We all need to ‘shop local' before we find ourselves with ‘no local'

Peter McGahan

NEARLY 15 years ago, I sponsored a media campaign which encouraged people to think of their local shops and services when it came to spending their money. It was an important message then, and still is today. So, in your final days of Christmas shopping, and then into post-Christmas shopping, consider carefully how and where you spend.

Sometimes we can make purchases or use services outside of our locality without fully thinking of the impact of doing so.

I prefer to think of non-local businesses as large vacuum cleaners sucking the life, soul and money out of local areas and shipping them off into complex financial offshore arrangements where no tax is paid, thereby turning local towns into ghost towns. At best, the profit is going off to shareholders, or even share prices, but this doesn’t circulate the money locally as many do not own those shares.

I always use local cafes where possible, but have been in Starbucks three times in my life. It just felt wrong. So, the news that Starbucks received a UK tax credit in 2020 worth £4.4 million even though they made a profit of £870million wears thin.

Capitalism seems to work in good times, eh!

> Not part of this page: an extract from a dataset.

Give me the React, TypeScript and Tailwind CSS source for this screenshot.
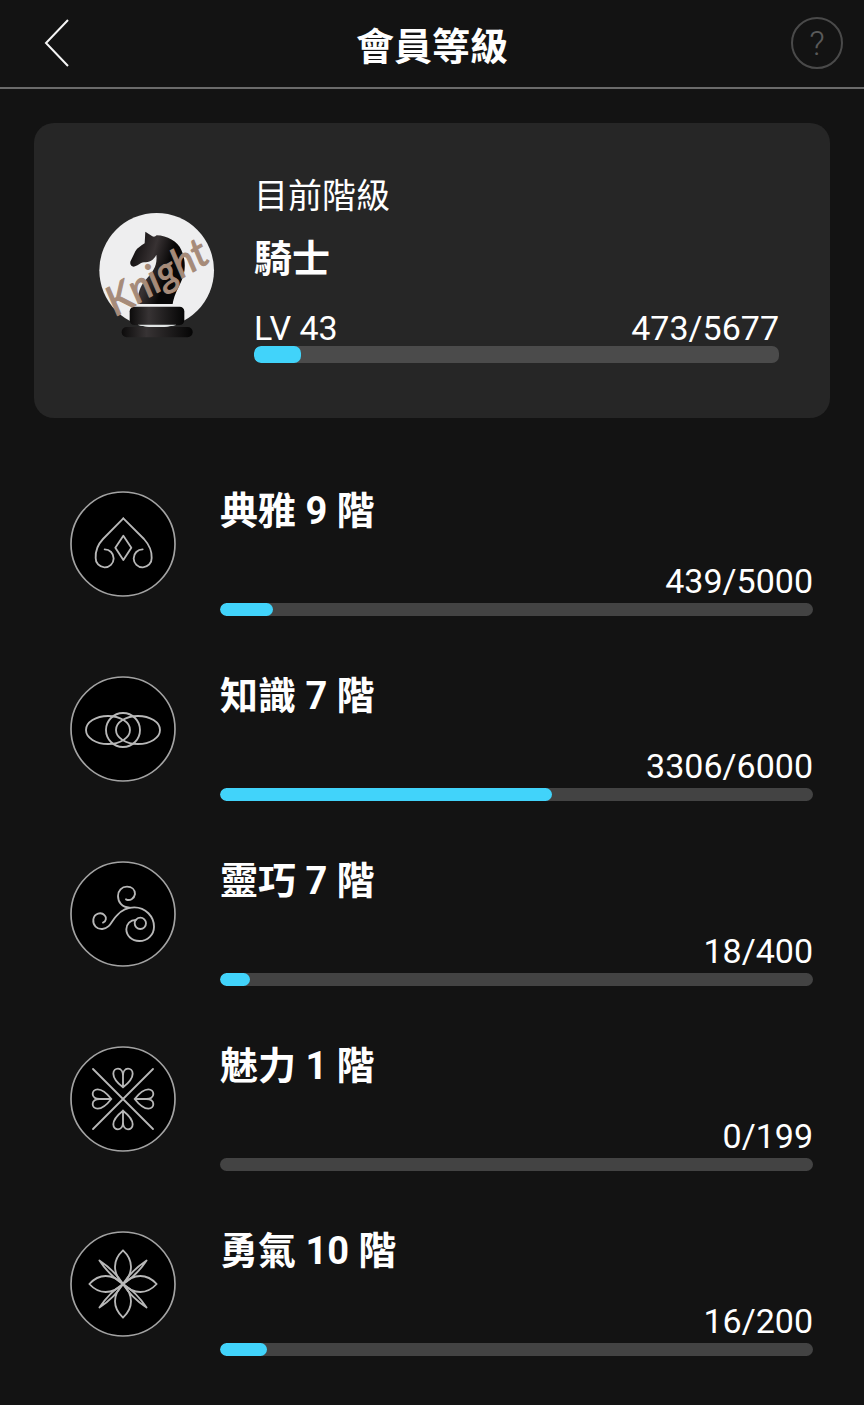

While the UK arm of Starbucks reported a £41 million loss, the UK accounts showed a gross profit of £32 million but unspecified admin expenses of around £70 million were applied, which took it to the aforementioned loss. In 2020, its European business paid a dividend of $183 billion to its US parent company. Dividends between companies in the same group are not subject to tax! Long sigh.

Starbucks are just an example of many choices we can make when we buy. According to Statista, 52 per cent of UK shoppers buy locally to support local business, as opposed to 68 per cent in Canada for example.

Think of the many disadvantages of buying online:

Plastic wrapping packaging on every product as opposed to one bag; every single product is delivered/returned/redelivered as opposed to one trip to the shops for a group of products; risk of online fraud/scamming; knowing the fitting or quality of the product; knowing the suitability which a store manager will be clear on because he will face you next week in a local bar; less contact with the community; return sponsorship – Amazon don’t look after the local football teams’ shirts. I could go on.

Consider also the biometric tracking via online purchasing. Canvasblocker for example shows how many sites are tracking your fingerprints and blocks that happening. Fifty per cent of sites I was visiting were tracking that data and creating their biometric profiling to further try and sell me ‘stuff’ I don’t need, or worse, selling that to horrific institutions to market to me.

No thanks. My local store manager at my shop will just be interested if I’m going to the match, where I’m going for beer that night, or if my girls are at uni or not.

Okay, there is the advantage for buying sensitive items in an online store rather than walking around like Father Ted in the lingerie section looking awkward, but guessing the wrong size online isn’t as clever as blaming the store manager for giving you the wrong size!

As you have already witnessed, if we all shopped online, there are ghost towns left behind. They are no longer sustainable, and those that are left must somehow fund the rates/bills the council needs – price hike.

People stay on in town after shopping and create the atmosphere which is a fundamental psychological need for society as we have found out over the last two years - we need to interact.

A local business can generate 70 per cent more local activity than the ‘big box’ companies and some studies in the USA who would be leading the trend show that local shops produce a return of $326 for every 1,000 square feet compared to an annual deficit of $468 per 1,000 square foot.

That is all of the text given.